The partnership continued to prosper. Mohamedally had a flair for business and looked after the customers, while Osman Allu superintended the transport - at first ox teams and wagons – and later the mill. A setback came in the 1920s when the settlers plotted rebellion and threatened not only to overthrow the colonial administration but to `drive all Indians into the sea'. The partners took the precaution of sending their families temporarily to India, while they kept the business going with the help of loyal employees.
In 1930, they dissolved the partnership and went their separate ways. Each established a business under his own name. Mohamedally proceeded to become one of Nyeri's most prominent Asian merchants. He was a member of the Town Council, which later named a street, where he had a ‘shamba' property, after him. (The ‘Rattansi Street' sign, however, has vanished over the years and has not been replaced.)
Osman Allu
He arrived in Kenya between 1894 and 1896 aged about 17 years and died here in 1973 aged 96
Years. He told his history to his grandson Yakub Allu who was born here in 1938.
Osman Allu worked for Allidina Visram as a salesman and bookkeeper before he started his own
business. He always said that Allidina Visram was a great merchant and an enterprising man, the
kind that would take risks. He gained a lot of knowledge about business by working for him.

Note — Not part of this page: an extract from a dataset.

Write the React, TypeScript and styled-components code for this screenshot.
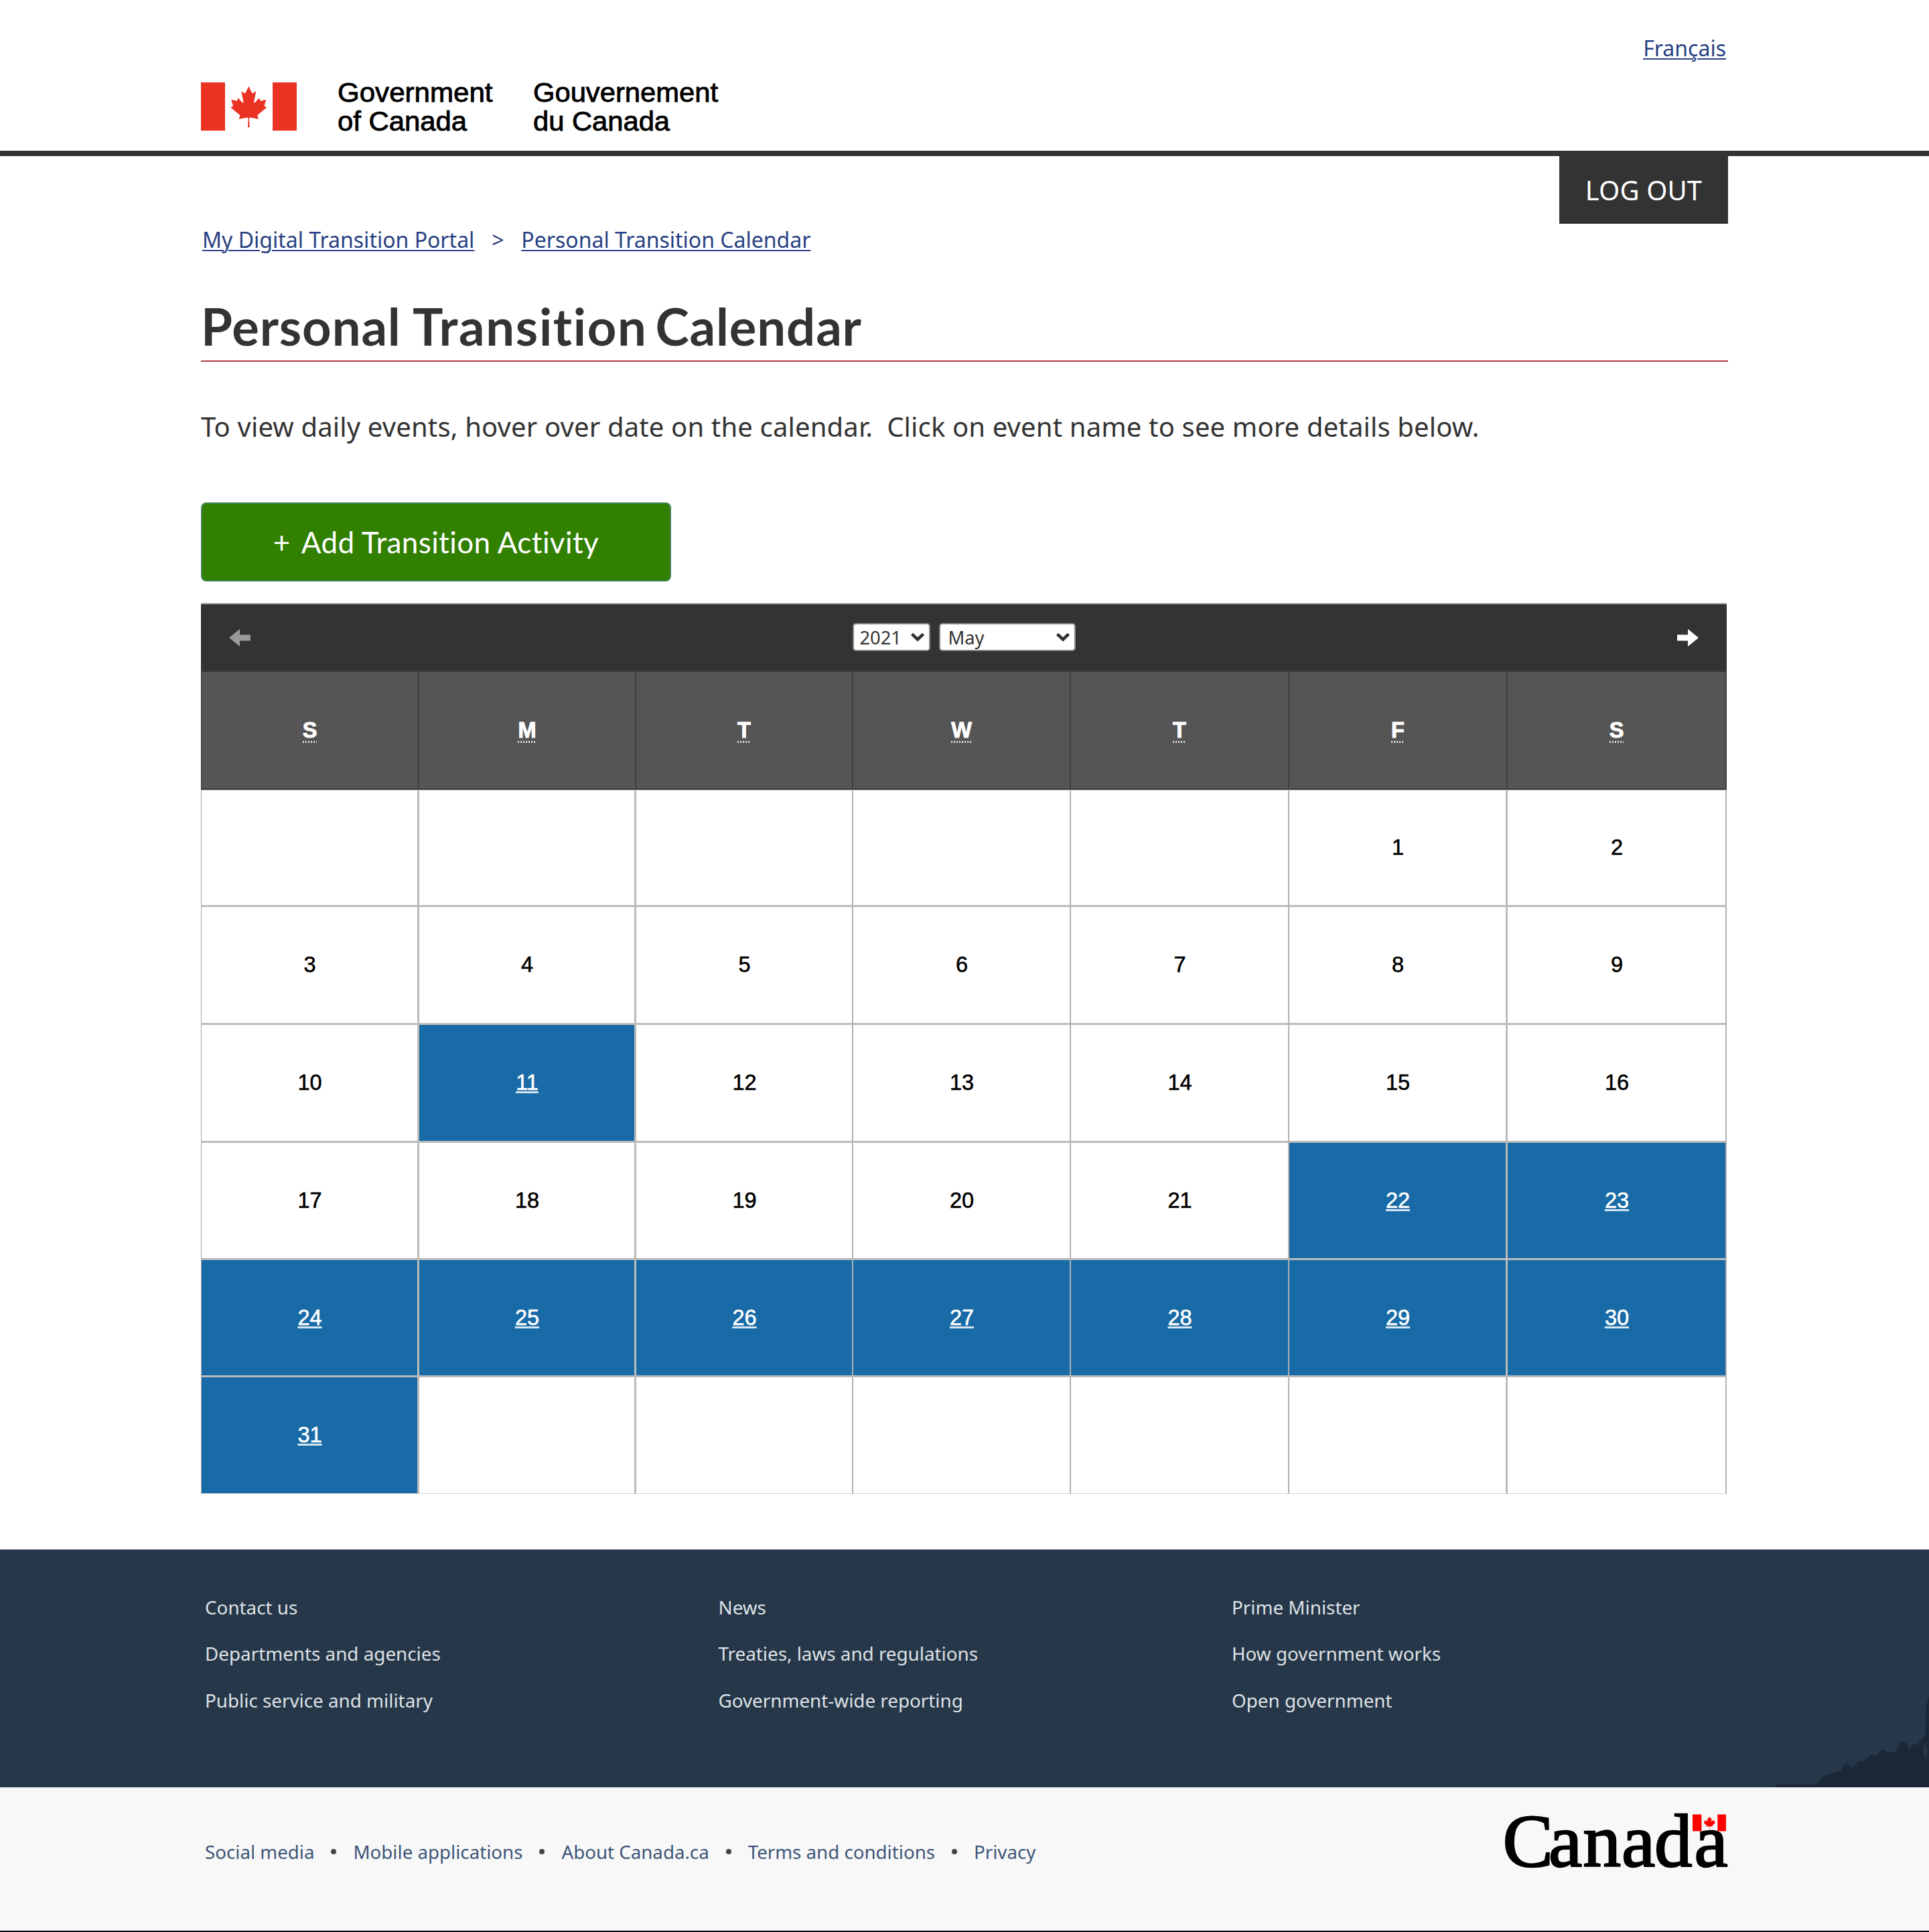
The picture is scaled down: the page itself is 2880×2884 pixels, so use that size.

Osman Allu went into partnership with a man called Mohamedally Rattansi and they walked up
to Nyeri where the European settlers were starting a station; there, they started the first shop in
1901 or 1902. Nyeri then had only that shop and the government station. Thereafter they put up
a shop in Murang'a (Fort Hall) and a sawmill in Karatina from where they supplied the sleepers
for the track when the railway line was being laid to Nanyuki. Osman Allu and his wife Jomabai
had three sons and five daughters, all born in Nyeri. He helped to build a proper Indian school in
Nyeri in the late 1920s and he was a big contributor to the building of the present Nyeri Mosque
at about the same time. He contributed to the building of the Catholic Consolata Mission Hospital
at Nyeri, and to the Tumutumu Hospital, this was run by the Church of Scotland. His grandson
Yakub Allu of Nanyuki in an interview has recounted:
“My grandfather had started doing business in Nairobi with insurance (with "Pioneer" aptly named)
and property. He built a large building on Bazaar Street you can see the OA [Osman Allu] Logo
and the date 1938 on the front and back. When my uncle Abdul married he took over the shop in
Nyeri and in 1945 my grandfather moved to Nairobi. He bought a big house near the Suleiman
Verjee Gymkhana on Forest Road. I think that the main reason he went to Nairobi was to provide
a family base there, where all of us grandchildren could live while continuing our schooling.
That house was like a family boarding house, supervised by my grandfather, and because of that I
grew up with him and knew him so well.”